§ **DATA FOR THE TASK**:
────

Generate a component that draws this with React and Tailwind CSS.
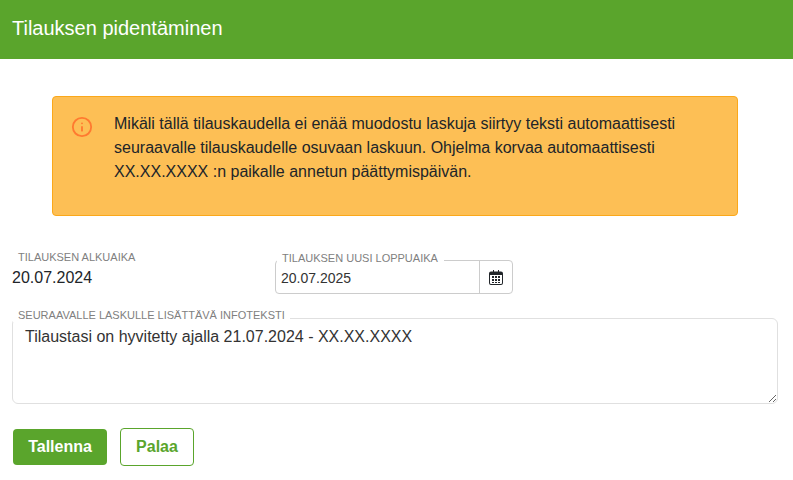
import React from "react";
import { Info } from "lucide-react";

const FONT = "font-['Liberation_Sans',Arial,sans-serif]";

const Calendar = () => (
  <svg width="14" height="15" viewBox="0 0 14 15" className="text-[#212529]">
    <path fill="currentColor" fillRule="evenodd" d="M2 1.5h2V0h1v1.5h4V0h1v1.5h2A2 2 0 0 1 14 3.5v9.5a2 2 0 0 1-2 2H2a2 2 0 0 1-2-2V3.5a2 2 0 0 1 2-2zM1 5v8a1 1 0 0 0 1 1h10a1 1 0 0 0 1-1V5z" />
    <path fill="currentColor" d="M3 6h2v2H3zM6 6h2v2H6zM9 6h2v2H9zM3 9h2v2H3zM6 9h2v2H6zM9 9h2v2H9zM6 12h2v1H6zM3 12h2v1H3zM9 12h2v1H9z" />
  </svg>
);

const App = () => {
  return (
    <div className={`${FONT} h-[480px] w-[793px] overflow-hidden bg-white text-[#212529]`}>
      <header className="flex h-[59px] items-center bg-[#5aa52c] px-3 pb-[3px]">
        <h1 className="text-xl leading-none text-white">Tilauksen pidentäminen</h1>
      </header>

      <div className="ml-[52px] mr-[55px] mt-[37px] flex h-[120px] rounded border border-[#fba81a] bg-[#fdbf55] pt-[14px] pl-[18px]">
        <Info className="mt-[5px] h-[22px] w-[22px] text-[#ff7a30]" strokeWidth={2} />
        <p className="ml-[21px] w-[600px] pt-px text-base leading-6">
          Mikäli tällä tilauskaudella ei enää muodostu laskuja siirtyy teksti automaattisesti seuraavalle tilauskaudelle osuvaan laskuun. Ohjelma korvaa automaattisesti XX.XX.XXXX :n paikalle annetun päättymispäivän.
        </p>
      </div>

      <div className="mt-[35px] flex pl-3">
        <div className="w-[263px]">
          <div className="pl-[6px] text-[11px] leading-[13px] text-[#808080]">TILAUKSEN ALKUAIKA</div>
          <div className="mt-1 text-base leading-5">20.07.2024</div>
        </div>
        <div className="relative mt-[9px] flex h-[34px] w-[238px] rounded border border-[#ccc]">
          <span className="absolute -top-[9px] left-[1px] bg-white pr-[6px] pl-[5px] text-[11px] leading-[13px] text-[#808080]">TILAUKSEN UUSI LOPPUAIKA</span>
          <div className="flex flex-1 items-center pt-[2px] pl-[5px] text-sm text-[#333]">20.07.2025</div>
          <div className="flex w-[33px] items-center justify-center border-l border-[#ccc]">
            <Calendar />
          </div>
        </div>
      </div>

      <div className="relative mx-3 mt-6">
        <span className="absolute -top-[9px] left-[1px] z-10 bg-white pr-[5px] pl-[5px] text-[11px] leading-[13px] text-[#808080]">SEURAAVALLE LASKULLE LISÄTTÄVÄ INFOTEKSTI</span>
        <textarea
          readOnly
          defaultValue="Tilaustasi on hyvitetty ajalla 21.07.2024 - XX.XX.XXXX"
          className="block h-[86px] w-[766px] rounded-md border border-[#e0e0e0] px-3 py-2 text-base leading-5 text-[#333] outline-none"
        />
      </div>

      <div className="mt-[25px] flex gap-[13px] pl-[13px]">
        <button className="h-9 w-[94px] rounded bg-[#5aa52c] text-base font-bold text-white">Tallenna</button>
        <button className="h-[38px] w-[74px] -translate-y-px rounded border border-[#5aa52c] bg-white text-base font-bold text-[#5aa52c]">Palaa</button>
      </div>
    </div>
  );
};

export default App;
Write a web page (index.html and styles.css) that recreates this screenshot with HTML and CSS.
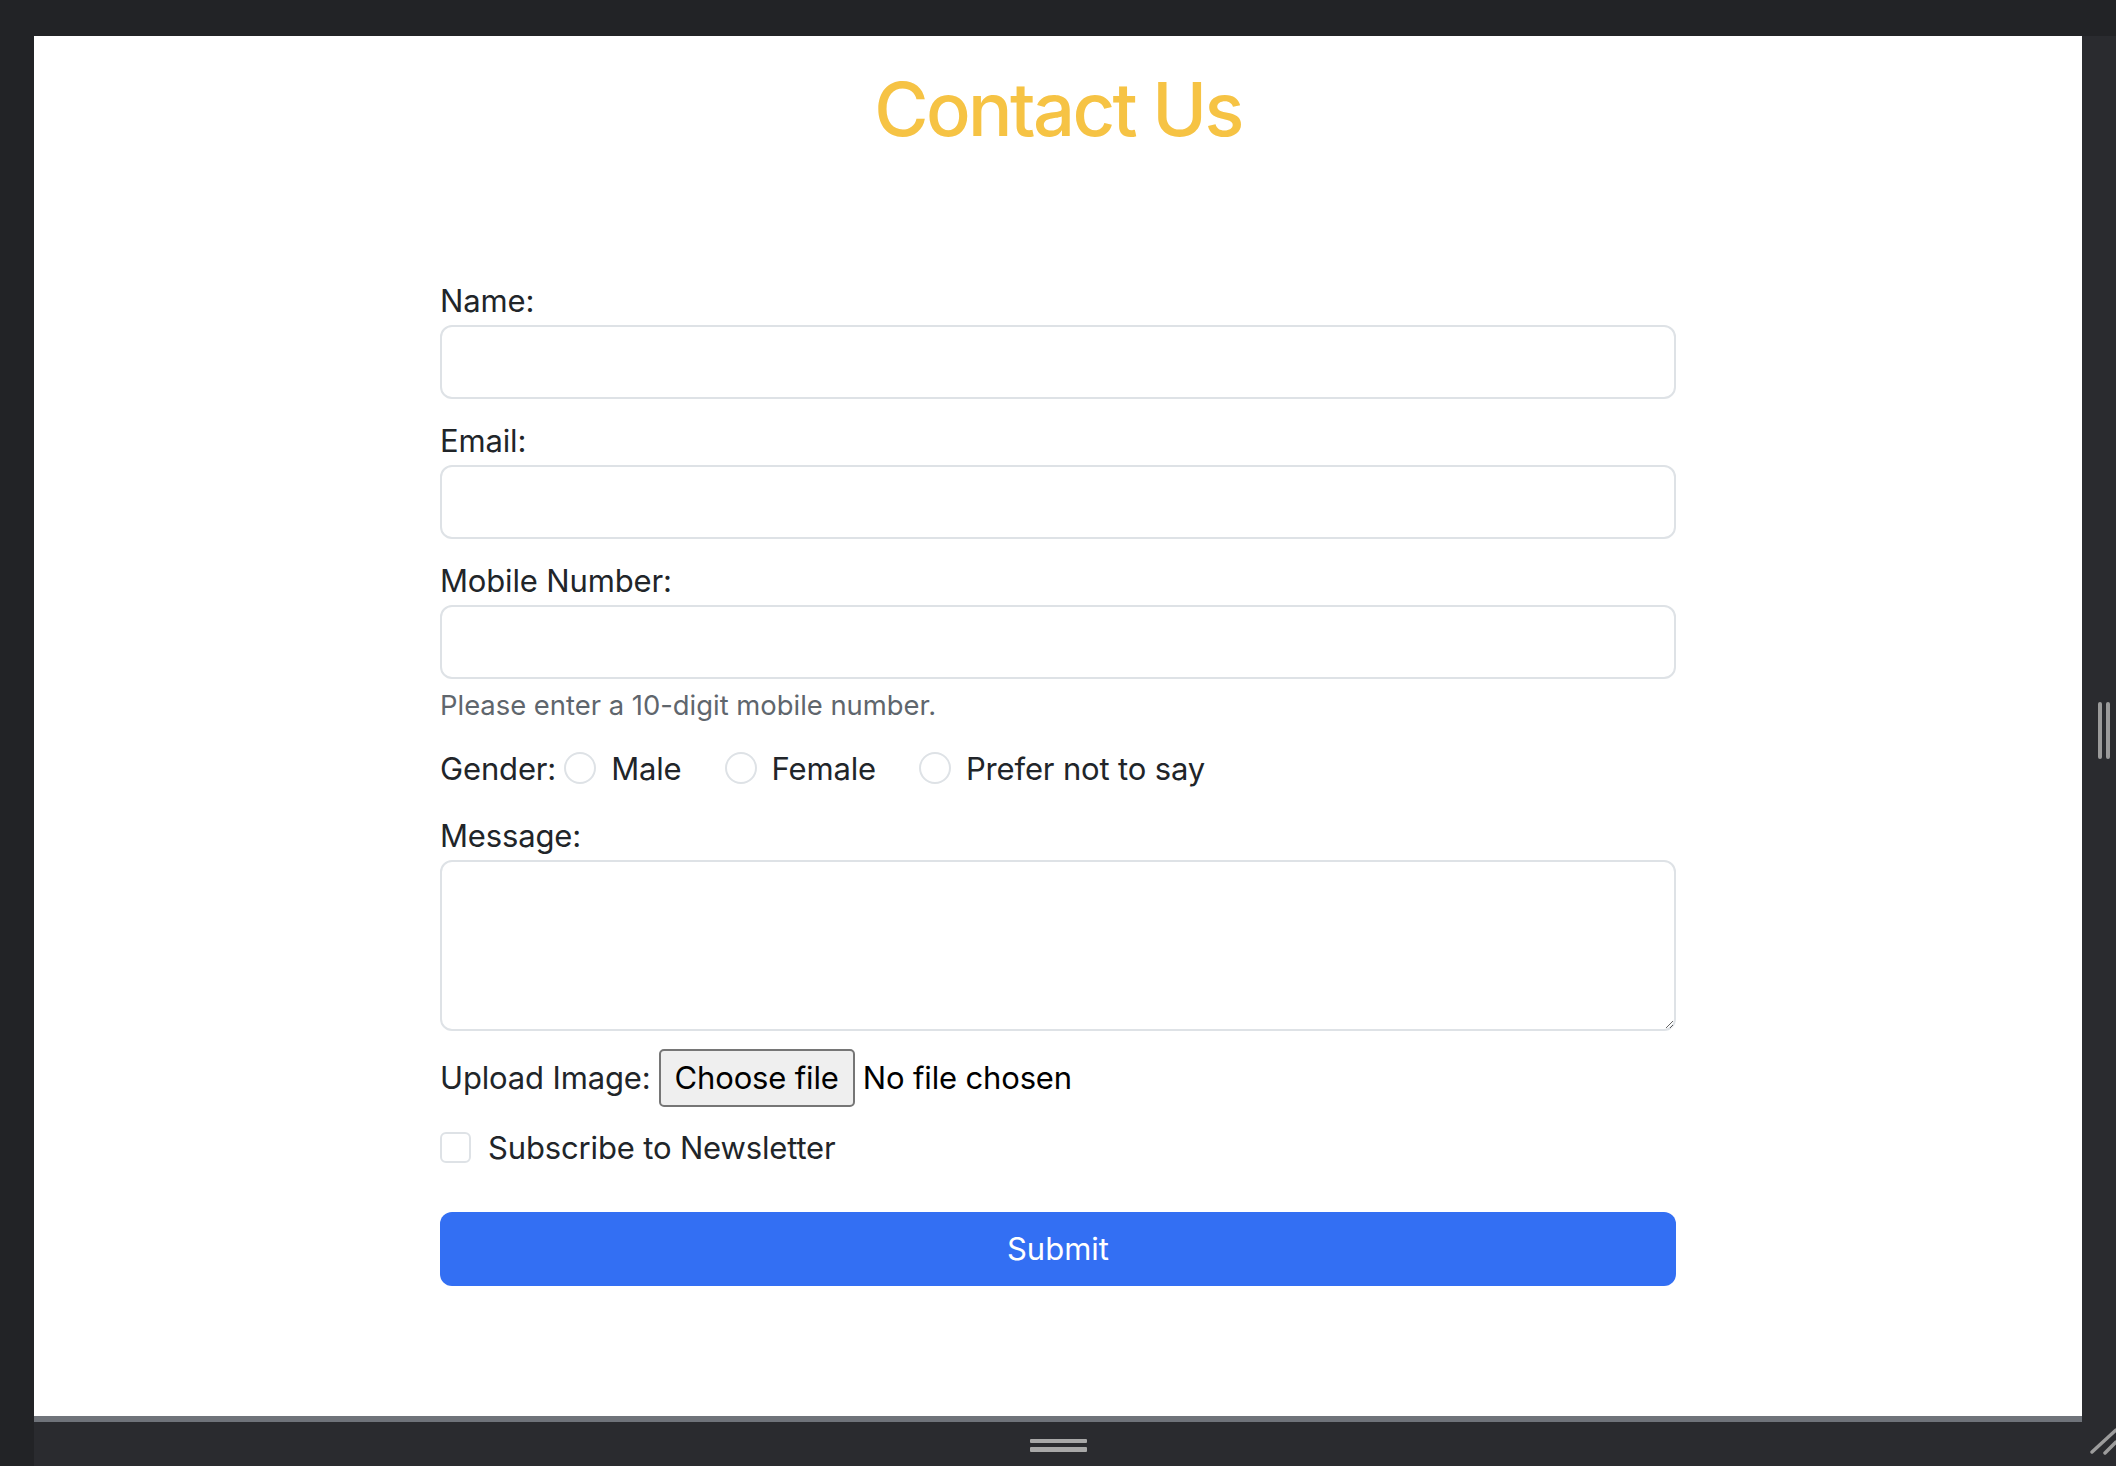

────

§ **INSTRUCTIONS FOR THE TASK**:
In the entries above, find each line with the string "that" and copy it.

§ **WRITTEN SOLUTION**:
Generate a component that draws this with React and Tailwind CSS.
Write a web page (index.html and styles.css) that recreates this screenshot with HTML and CSS.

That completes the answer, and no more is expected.